§ **Your goal**:
Review the material line by line. Identify and copy every line that contains the string "index".

§ **Data shown**:

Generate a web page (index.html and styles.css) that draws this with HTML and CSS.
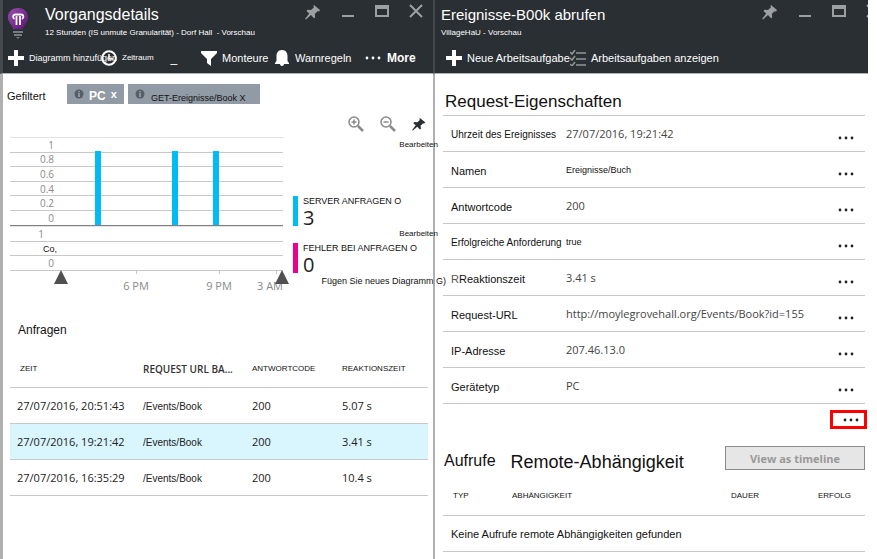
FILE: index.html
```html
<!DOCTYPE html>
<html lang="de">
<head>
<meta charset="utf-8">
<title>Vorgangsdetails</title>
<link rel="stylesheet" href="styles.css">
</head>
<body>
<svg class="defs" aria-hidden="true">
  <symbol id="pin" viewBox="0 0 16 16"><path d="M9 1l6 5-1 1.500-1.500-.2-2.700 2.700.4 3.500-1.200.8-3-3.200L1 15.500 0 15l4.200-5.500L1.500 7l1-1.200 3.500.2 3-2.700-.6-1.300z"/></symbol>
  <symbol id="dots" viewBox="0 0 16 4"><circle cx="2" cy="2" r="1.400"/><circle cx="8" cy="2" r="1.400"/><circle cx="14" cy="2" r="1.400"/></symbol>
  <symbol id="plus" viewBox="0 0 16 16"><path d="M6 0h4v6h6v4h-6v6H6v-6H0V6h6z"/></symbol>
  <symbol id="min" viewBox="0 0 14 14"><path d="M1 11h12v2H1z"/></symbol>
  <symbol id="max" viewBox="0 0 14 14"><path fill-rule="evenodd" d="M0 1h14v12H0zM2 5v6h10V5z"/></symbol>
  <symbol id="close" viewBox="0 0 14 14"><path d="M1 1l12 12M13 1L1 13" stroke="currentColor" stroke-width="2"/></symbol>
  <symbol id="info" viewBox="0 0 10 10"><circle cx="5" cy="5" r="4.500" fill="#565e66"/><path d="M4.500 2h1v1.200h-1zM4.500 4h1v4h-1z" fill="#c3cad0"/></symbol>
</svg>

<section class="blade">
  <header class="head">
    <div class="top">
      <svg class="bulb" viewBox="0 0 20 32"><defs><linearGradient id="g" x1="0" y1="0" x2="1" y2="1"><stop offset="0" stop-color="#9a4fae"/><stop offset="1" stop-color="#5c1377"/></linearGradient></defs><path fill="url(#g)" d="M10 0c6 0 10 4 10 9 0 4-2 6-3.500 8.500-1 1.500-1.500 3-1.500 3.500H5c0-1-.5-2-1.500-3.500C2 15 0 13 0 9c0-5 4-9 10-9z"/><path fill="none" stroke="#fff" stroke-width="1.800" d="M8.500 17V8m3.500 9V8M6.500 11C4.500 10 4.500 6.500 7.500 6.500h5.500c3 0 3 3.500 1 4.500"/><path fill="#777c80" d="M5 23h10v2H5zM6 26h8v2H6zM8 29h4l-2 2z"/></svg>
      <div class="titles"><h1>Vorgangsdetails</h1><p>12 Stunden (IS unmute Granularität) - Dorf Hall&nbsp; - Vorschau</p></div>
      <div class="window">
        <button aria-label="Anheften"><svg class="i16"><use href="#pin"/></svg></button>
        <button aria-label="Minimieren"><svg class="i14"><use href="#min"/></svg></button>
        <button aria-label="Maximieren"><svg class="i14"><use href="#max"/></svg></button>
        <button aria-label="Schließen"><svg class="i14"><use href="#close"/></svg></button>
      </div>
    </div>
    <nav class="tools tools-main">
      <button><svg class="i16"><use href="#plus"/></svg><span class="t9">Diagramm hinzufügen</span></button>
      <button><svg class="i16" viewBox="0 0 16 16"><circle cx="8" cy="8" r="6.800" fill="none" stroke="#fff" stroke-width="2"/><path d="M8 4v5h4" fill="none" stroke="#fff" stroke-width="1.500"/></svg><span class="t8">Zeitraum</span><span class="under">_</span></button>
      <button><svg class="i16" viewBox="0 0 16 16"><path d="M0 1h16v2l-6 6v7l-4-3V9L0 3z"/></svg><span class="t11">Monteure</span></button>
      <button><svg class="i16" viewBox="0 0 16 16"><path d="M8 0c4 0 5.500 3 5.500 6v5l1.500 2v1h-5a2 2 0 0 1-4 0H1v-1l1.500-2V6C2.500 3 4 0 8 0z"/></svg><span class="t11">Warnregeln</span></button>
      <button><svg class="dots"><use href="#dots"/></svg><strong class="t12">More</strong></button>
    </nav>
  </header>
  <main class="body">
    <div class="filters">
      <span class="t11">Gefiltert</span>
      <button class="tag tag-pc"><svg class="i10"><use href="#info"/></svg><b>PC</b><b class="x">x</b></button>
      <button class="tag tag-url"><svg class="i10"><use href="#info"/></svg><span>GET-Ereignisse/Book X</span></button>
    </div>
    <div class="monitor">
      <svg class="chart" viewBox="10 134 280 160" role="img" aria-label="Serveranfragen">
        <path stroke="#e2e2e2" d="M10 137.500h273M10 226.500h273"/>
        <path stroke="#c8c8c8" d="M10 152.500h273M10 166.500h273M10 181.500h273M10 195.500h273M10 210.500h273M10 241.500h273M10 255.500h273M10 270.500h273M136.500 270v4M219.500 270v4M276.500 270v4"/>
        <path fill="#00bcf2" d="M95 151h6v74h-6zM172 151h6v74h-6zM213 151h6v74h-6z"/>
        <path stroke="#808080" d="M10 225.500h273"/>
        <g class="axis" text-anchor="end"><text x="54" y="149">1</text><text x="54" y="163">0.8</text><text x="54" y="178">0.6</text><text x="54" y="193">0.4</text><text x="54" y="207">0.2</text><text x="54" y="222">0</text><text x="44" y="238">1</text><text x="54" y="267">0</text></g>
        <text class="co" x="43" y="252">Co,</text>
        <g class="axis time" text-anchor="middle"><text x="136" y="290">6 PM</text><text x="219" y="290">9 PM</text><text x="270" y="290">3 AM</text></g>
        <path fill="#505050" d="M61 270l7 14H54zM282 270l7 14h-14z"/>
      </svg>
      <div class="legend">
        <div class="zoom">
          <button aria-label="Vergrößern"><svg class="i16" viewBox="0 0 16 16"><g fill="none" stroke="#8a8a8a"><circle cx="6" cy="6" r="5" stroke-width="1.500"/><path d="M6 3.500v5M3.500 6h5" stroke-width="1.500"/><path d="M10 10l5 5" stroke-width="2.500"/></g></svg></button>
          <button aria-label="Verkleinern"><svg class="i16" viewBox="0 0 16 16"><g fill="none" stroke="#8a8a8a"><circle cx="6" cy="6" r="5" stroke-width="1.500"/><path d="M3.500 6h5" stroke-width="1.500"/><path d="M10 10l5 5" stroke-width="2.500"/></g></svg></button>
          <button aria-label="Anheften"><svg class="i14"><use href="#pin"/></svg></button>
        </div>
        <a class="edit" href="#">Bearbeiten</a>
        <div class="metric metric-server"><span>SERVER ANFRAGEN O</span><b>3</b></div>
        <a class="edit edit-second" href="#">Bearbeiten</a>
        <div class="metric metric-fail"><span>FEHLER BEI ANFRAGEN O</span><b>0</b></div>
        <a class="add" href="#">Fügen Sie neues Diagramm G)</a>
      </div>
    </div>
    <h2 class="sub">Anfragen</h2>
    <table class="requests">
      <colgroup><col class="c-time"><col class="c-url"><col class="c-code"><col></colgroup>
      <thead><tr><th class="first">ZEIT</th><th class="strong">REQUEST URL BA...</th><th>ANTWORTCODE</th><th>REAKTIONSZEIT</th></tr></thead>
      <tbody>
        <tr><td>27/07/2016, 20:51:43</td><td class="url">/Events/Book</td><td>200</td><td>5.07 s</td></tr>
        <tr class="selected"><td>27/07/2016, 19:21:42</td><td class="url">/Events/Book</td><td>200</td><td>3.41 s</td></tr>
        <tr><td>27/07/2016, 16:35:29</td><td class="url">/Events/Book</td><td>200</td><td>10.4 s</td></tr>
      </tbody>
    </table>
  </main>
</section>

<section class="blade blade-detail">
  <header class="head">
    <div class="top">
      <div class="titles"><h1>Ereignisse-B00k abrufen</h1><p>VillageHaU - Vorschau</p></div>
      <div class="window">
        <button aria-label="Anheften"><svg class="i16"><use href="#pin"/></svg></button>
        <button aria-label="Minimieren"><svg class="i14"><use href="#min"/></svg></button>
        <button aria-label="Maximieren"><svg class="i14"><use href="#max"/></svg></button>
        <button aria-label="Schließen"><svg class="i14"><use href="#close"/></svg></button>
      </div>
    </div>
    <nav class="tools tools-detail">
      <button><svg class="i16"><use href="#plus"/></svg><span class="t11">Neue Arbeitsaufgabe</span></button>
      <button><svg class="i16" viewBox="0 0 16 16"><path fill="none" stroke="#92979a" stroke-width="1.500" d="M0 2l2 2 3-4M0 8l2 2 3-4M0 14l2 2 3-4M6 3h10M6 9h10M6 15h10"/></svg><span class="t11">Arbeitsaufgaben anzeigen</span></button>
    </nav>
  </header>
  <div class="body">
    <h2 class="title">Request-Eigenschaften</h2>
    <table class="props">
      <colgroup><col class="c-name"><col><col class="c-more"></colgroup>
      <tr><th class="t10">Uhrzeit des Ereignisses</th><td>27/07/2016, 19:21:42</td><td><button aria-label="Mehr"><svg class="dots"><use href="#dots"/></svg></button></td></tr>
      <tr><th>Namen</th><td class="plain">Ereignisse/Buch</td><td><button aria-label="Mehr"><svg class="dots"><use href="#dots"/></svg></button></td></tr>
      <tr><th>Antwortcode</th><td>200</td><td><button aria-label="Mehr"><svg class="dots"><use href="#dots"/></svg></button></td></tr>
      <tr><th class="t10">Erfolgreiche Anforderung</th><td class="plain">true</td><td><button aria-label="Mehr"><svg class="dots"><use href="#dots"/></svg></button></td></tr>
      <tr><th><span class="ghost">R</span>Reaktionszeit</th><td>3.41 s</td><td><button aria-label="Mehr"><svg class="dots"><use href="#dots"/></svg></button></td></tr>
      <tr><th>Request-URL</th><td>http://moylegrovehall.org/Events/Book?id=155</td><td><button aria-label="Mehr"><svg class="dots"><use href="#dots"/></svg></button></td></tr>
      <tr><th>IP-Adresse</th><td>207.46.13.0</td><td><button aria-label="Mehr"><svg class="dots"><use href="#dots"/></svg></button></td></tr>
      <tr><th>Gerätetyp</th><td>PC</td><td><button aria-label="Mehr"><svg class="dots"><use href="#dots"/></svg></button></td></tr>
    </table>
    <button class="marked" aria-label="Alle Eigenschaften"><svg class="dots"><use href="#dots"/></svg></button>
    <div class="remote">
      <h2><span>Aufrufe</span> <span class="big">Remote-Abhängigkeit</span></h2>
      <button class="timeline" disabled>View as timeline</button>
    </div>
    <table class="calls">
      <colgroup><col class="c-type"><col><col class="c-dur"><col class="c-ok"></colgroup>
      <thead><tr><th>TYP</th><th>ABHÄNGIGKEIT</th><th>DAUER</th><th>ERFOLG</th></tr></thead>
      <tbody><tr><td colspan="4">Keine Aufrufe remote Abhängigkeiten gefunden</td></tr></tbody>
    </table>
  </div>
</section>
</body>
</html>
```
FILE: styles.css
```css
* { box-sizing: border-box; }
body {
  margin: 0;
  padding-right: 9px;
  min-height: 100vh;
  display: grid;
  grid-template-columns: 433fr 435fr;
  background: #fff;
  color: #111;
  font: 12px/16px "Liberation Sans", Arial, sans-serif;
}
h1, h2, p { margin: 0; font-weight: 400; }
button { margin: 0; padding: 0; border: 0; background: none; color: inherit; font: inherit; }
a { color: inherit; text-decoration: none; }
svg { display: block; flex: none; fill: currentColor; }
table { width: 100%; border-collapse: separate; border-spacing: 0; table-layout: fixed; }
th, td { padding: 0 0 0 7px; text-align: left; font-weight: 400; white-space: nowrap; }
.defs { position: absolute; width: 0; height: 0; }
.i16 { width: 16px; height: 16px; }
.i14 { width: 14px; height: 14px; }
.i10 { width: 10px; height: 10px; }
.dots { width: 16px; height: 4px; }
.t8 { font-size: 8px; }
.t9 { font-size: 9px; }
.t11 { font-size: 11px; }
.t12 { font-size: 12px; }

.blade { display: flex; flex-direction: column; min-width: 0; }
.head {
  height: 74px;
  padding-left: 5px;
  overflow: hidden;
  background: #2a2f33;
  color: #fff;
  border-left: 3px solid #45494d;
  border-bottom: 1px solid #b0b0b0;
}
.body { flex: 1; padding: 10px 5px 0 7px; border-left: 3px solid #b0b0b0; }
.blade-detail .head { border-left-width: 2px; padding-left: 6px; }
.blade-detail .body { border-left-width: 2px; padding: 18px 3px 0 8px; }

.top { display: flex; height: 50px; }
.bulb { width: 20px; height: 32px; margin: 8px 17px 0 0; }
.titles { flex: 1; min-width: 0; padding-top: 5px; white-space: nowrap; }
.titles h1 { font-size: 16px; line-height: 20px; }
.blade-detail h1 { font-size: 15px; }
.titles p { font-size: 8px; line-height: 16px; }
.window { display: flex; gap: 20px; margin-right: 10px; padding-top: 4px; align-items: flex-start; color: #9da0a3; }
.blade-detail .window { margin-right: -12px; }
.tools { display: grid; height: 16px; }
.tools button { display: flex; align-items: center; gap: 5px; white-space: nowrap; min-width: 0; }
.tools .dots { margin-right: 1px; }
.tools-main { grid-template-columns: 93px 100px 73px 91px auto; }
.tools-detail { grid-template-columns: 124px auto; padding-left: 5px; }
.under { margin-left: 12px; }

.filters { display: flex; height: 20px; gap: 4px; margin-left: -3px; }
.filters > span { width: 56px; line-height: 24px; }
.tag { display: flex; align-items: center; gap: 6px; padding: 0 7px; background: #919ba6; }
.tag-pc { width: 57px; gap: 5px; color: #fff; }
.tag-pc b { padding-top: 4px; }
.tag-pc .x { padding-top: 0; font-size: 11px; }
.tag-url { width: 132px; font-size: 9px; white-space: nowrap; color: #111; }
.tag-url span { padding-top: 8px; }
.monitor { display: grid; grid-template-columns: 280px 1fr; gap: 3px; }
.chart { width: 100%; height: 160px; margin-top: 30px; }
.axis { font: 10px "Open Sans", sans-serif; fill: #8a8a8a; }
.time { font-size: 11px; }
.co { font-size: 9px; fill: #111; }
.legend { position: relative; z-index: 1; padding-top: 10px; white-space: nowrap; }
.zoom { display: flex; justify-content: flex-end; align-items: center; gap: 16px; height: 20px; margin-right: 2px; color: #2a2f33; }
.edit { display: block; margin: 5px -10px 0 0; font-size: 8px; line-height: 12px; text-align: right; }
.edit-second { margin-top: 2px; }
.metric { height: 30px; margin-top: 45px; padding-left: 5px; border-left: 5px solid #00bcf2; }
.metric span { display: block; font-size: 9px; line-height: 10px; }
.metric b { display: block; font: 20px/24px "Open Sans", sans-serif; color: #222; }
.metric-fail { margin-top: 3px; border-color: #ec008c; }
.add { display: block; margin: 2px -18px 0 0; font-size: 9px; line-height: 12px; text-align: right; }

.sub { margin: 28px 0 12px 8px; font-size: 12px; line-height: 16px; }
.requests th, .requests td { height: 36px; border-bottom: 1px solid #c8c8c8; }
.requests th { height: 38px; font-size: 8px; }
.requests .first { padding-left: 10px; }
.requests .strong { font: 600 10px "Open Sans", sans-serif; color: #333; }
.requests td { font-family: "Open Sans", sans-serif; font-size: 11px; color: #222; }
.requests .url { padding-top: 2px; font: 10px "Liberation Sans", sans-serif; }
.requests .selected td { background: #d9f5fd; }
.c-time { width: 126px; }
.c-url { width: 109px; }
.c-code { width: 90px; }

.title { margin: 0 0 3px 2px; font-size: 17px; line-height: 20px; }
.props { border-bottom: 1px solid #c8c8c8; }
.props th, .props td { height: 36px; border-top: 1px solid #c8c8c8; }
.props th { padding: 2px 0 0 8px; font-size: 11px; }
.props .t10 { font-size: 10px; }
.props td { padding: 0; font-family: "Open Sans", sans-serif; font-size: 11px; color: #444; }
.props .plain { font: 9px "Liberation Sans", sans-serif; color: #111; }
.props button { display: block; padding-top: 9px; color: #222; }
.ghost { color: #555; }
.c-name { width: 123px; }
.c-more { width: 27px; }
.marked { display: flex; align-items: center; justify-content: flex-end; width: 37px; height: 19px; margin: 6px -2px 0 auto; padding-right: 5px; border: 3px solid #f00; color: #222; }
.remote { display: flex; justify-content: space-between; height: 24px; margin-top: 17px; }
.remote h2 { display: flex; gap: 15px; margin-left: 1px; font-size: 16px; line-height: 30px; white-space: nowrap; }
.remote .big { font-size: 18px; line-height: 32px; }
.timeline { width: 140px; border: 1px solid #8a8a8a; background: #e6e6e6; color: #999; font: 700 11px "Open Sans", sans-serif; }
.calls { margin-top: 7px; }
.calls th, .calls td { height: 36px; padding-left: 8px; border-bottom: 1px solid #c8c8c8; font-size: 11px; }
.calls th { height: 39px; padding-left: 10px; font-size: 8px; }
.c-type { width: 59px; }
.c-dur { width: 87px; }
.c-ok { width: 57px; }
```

§ **Full response**:
Generate a web page (index.html and styles.css) that draws this with HTML and CSS.
FILE: index.html
.legend { position: relative; z-index: 1; padding-top: 10px; white-space: nowrap; }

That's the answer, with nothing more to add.